Your objective
Look through the listing and locate every line containing the word "React"; copy those lines.
※ ※ ※
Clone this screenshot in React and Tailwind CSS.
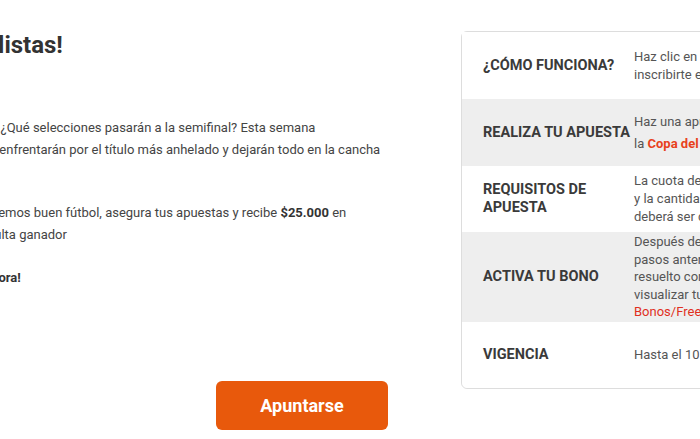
import React from 'react';

// Promo page, scrolled so the left column is partly out of view
const ROWS = [
  {
    label: ['¿CÓMO FUNCIONA?'],
    value: [
      'Haz clic en el botón "Apuntarse" para',
      'inscribirte en la promoción.',
    ],
    tone: 'bg-white',
    height: 'h-[67px]',
    leading: 'leading-[18px]',
  },
  {
    label: ['REALIZA TU APUESTA'],
    value: [
      'Haz una apuesta en un partido de cuartos de final de',
      <>
        la <span className="font-bold text-[#e8411c]">Copa del Mundo</span>
      </>,
    ],
    tone: 'bg-[#eeeeee]',
    height: 'h-[67px]',
    leading: 'leading-[22px]',
  },
  {
    label: ['REQUISITOS DE', 'APUESTA'],
    value: [
      'La cuota debe ser de mínimo 1.50',
      'y la cantidad mínima de $5.000',
      'deberá ser de tu saldo real.',
    ],
    tone: 'bg-white',
    height: 'h-[66px]',
    leading: 'leading-[18px]',
  },
  {
    label: ['ACTIVA TU BONO'],
    value: [
      'Después de completar los',
      'pasos anteriores y si tu apuesta es',
      'resuelto como ganadora, podrás',
      'visualizar tu bono en la sección',
      <span className="text-[#e0301e]">Bonos/Freebets</span>,
    ],
    tone: 'bg-[#eeeeee]',
    height: 'h-[90px]',
    leading: 'leading-[17.5px]',
  },
  {
    label: ['VIGENCIA'],
    value: ['Hasta el 10 de diciembre de 2022'],
    tone: 'bg-white',
    height: 'h-[66px]',
    leading: 'leading-[18px]',
  },
];

function InfoRow({ row, last }) {
  return (
    <div
      className={`grid grid-cols-[172px_1fr] items-center ${row.tone} ${row.height} ${
        last ? 'rounded-b-[6px]' : ''
      }`}
    >
      <div className="pl-[21px] text-[14.5px] font-bold leading-[18px] text-[#3a3a3a]">
        {row.label.map((l, i) => (
          <div key={i}>{l}</div>
        ))}
      </div>
      <div className={`whitespace-nowrap text-[13px] text-[#555555] ${row.leading}`}>
        {row.value.map((v, i) => (
          <div key={i}>{v}</div>
        ))}
      </div>
    </div>
  );
}

export default function App() {
  return (
    <div
      className="h-[439px] w-[700px] overflow-hidden bg-white"
      style={{ fontFamily: 'Roboto, "Liberation Sans", sans-serif' }}
    >
      <div className="ml-[-170px] flex items-start gap-[31px]">
        {/* Left column — copy + CTA */}
        <div className="flex w-[600px] shrink-0 flex-col pt-[29px] text-[#444444]">
          <h1 className="whitespace-nowrap text-[24px] font-bold leading-[32px] text-[#333333]">
            ¡Los cuarto finalistas!
          </h1>

          <p className="mt-[56px] whitespace-nowrap text-[13px] leading-[22px]">
            ¡Estamos en cuartos de final! ¿Qué selecciones pasarán a la semifinal? Esta semana
            <br />
            las 8 mejores selecciones se enfrentarán por el título más anhelado y dejarán todo en la cancha
          </p>

          <p className="mt-[41px] whitespace-nowrap text-[13px] leading-[22px]">
            Con los cuatro partidos tendremos buen fútbol, asegura tus apuestas y recibe{' '}
            <span className="font-bold text-[#333333]">$25.000</span> en
            <br />
            Freebets si tu pronóstico resulta ganador
          </p>

          <p className="mt-[21px] whitespace-nowrap text-[13px] font-bold leading-[22px] text-[#333333]">
            ¡No esperes más, apuesta ahora!
          </p>

          <div className="mt-[92px] flex pl-[386px]">
            <button className="h-[49px] w-[172px] rounded-[6px] bg-[#e8590c] text-[18px] font-bold text-white">
              Apuntarse
            </button>
          </div>
        </div>

        {/* Right column — how it works card */}
        <div className="mt-[31px] w-[480px] shrink-0 rounded-[6px] border border-[#dddddd]">
          {ROWS.map((row, i) => (
            <InfoRow key={i} row={row} last={i === ROWS.length - 1} />
          ))}
        </div>
      </div>
    </div>
  );
}
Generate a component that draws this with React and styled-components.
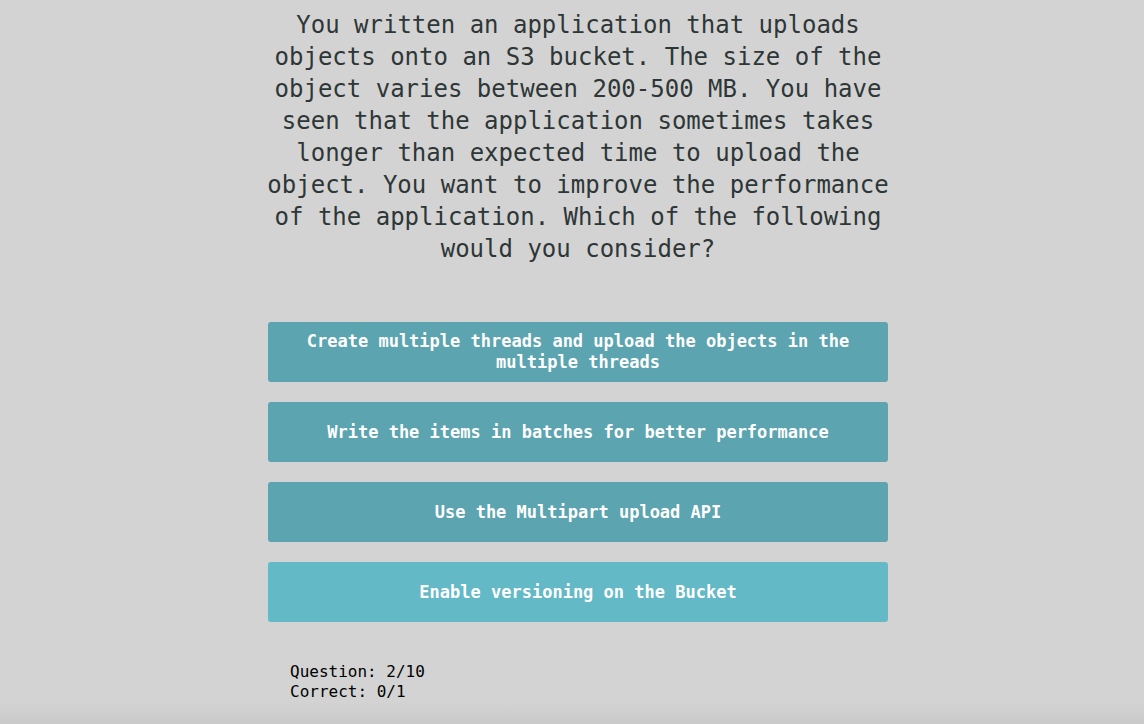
import React, { useState } from "react";
import styled, { createGlobalStyle } from "styled-components";

const QUESTION =
  "You written an application that uploads objects onto an S3 bucket. The size of the object varies between 200-500 MB. You have seen that the application sometimes takes longer than expected time to upload the object. You want to improve the performance of the application. Which of the following would you consider?";

const ANSWERS = [
  "Create multiple threads and upload the objects in the multiple threads",
  "Write the items in batches for better performance",
  "Use the Multipart upload API",
  "Enable versioning on the Bucket",
];

const App = () => {
  const [hovered] = useState(3);

  return (
    <>
      <GlobalStyle />
      <Page>
        <Quiz>
          <Question>{QUESTION}</Question>
          <Answers>
            {ANSWERS.map((a, i) => (
              <AnswerBtn key={a} $hover={hovered === i}>
                {a}
              </AnswerBtn>
            ))}
          </Answers>
          <Stats>
            <div>Question: 2/10</div>
            <div>Correct: 0/1</div>
          </Stats>
        </Quiz>
      </Page>
    </>
  );
};

// ── Styled ──

const GlobalStyle = createGlobalStyle`
  html, body {
    margin: 0;
    padding: 0;
    background: #d3d3d3;
  }
  body {
    font-family: "DejaVu Sans Mono", "Liberation Mono", monospace;
  }
`;

const Page = styled.div`
  min-height: 100vh;
  box-sizing: border-box;
  padding: 9px 0 0 12px;
  background: linear-gradient(to bottom, #d3d3d3 calc(100% - 22px), #c9c9c9 100%);
`;

const Quiz = styled.div`
  width: 620px;
  margin: 0 auto;
  display: flex;
  flex-direction: column;
`;

const Question = styled.h1`
  margin: 0 -8px;
  font-size: 24px;
  line-height: 32px;
  font-weight: normal;
  text-align: center;
  color: #2e3636;
`;

const Answers = styled.div`
  margin-top: 57px;
  display: flex;
  flex-direction: column;
  gap: 20px;
`;

const AnswerBtn = styled.button`
  height: 60px;
  padding: 0 20px;
  border: none;
  border-radius: 3px;
  background: ${(p) => (p.$hover ? "#63b9c5" : "#5ba4b0")};
  color: #fff;
  font-family: inherit;
  font-size: 17px;
  font-weight: bold;
  line-height: 21px;
  text-align: center;
  cursor: pointer;
`;

const Stats = styled.div`
  margin-top: 40px;
  padding-left: 22px;
  font-size: 16px;
  line-height: 20px;
  color: #000;
`;

export default App;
※ ※ ※
Task answer
Clone this screenshot in React and Tailwind CSS.
import React from 'react';
Generate a component that draws this with React and styled-components.
import React, { useState } from "react";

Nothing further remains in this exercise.